Stanford University School of Medicine researchers found that switching off a single malfunctioning gene, c-Myc, which produces a protein that promotes cell division, not only stopped uncontrolled cell division but also reactivated senescence in mice.


“What was unexpected was just the fact that cancer cells had retained the ability to undergo senescence at all,” says Dean Felsher, M.D., Ph.D., associate professor of medicine and pathology. Researchers have long thought the senescence process had to be irreversibly disrupted for a tumor to develop.


Although Dr.
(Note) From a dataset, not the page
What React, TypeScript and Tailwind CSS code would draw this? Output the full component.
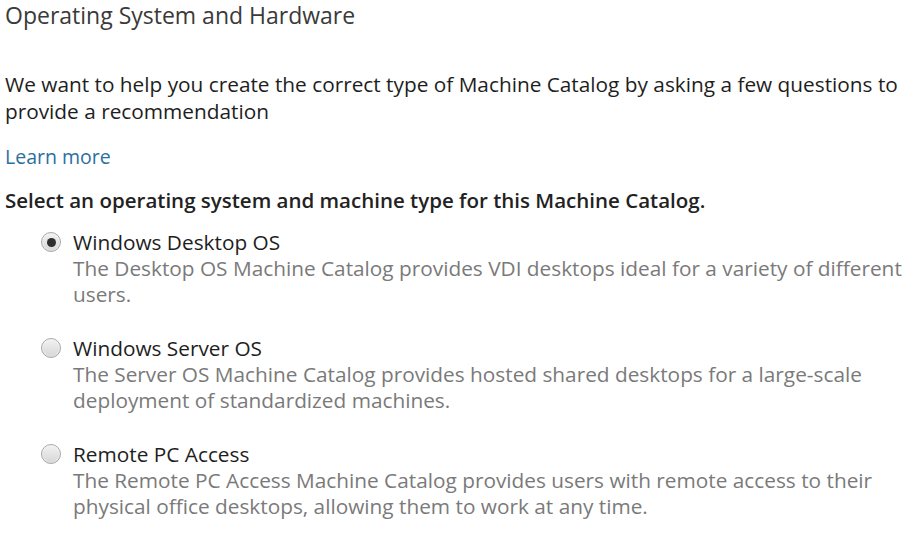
import React from "react";

function Radio({ checked }: { checked?: boolean }) {
  return (
    <span className="relative inline-flex h-[20px] w-[20px] shrink-0 items-center justify-center rounded-full border border-[#a8a8a8] bg-gradient-to-b from-[#f2f2f2] to-[#d6d6d6] shadow-[inset_0_0_2px_rgba(255,255,255,0.9)]">
      {checked && <span className="h-[9px] w-[9px] rounded-full bg-[#2e2e2e]" />}
    </span>
  );
}

function Option({ checked, label, desc }: { checked?: boolean; label: string; desc: string[] }) {
  return (
    <div className="flex flex-col">
      <div className="flex items-center gap-[12px] h-[26px]">
        <Radio checked={checked} />
        <span className="text-[#1e1e1e] leading-[26px]">{label}</span>
      </div>
      <div className="pl-[32px] text-[#7a7a7a] leading-[26px]">
        {desc.map((d, i) => (
          <div key={i} className="whitespace-nowrap">{d}</div>
        ))}
      </div>
    </div>
  );
}

export default function App() {
  return (
    <div
      className="w-[916px] h-[535px] bg-white overflow-hidden text-[20.8px] text-[#222] pl-[5px] pt-[2px]"
      style={{ fontFamily: '"Open Sans", "Noto Sans", sans-serif' }}
    >
      <div className="h-[26px] text-[23px] text-[#3a3a3a] leading-[26px] whitespace-nowrap">Operating System and Hardware</div>
      <div className="mt-[43px] leading-[27px] text-[#1e1e1e] whitespace-nowrap">
        <div>We want to help you create the correct type of Machine Catalog by asking a few questions to</div>
        <div>provide a recommendation</div>
      </div>
      <div className="mt-[19px] text-[#2c6f9e] leading-[26px] text-[19.5px]">Learn more</div>
      <div className="mt-[17px] font-semibold text-[20.5px] text-[#222] leading-[26px] whitespace-nowrap">Select an operating system and machine type for this Machine Catalog.</div>
      <div className="mt-[16px] pl-[36px] flex flex-col gap-[28px]">
        <Option
          checked
          label="Windows Desktop OS"
          desc={["The Desktop OS Machine Catalog provides VDI desktops ideal for a variety of different", "users."]}
        />
        <Option
          label="Windows Server OS"
          desc={["The Server OS Machine Catalog provides hosted shared desktops for a large-scale", "deployment of standardized machines."]}
        />
        <Option
          label="Remote PC Access"
          desc={["The Remote PC Access Machine Catalog provides users with remote access to their", "physical office desktops, allowing them to work at any time."]}
        />
      </div>
    </div>
  );
}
Felsher’s lab had previously shown that mouse tumors diminished and disappeared when Myc was switched off, they hadn’t been sure how the process actually worked.


The researchers worked with a series of mice engineered to have Myc-triggered cancers of either the liver, blood, or bones along with a specially constructed version of the Myc gene that they could switch off by feeding the mice antibiotics.


While looking at enzymes associated with the senescence process as well as some molecular markers the sceintists confirmed their suspicion that the sudden diminishing of tumors might be due to the reactivation of some latent remnant of the trigger for senescence. Not only was senescence occurring in cells that had been thought to be incapable of it, the process was reactivated in all the different tumors they studied, including lymphoma, osteosarcoma, and hepatocellular carcinoma.


The study is published July 30 in the advance online version of the Proceedings of the National Academy of Sciences.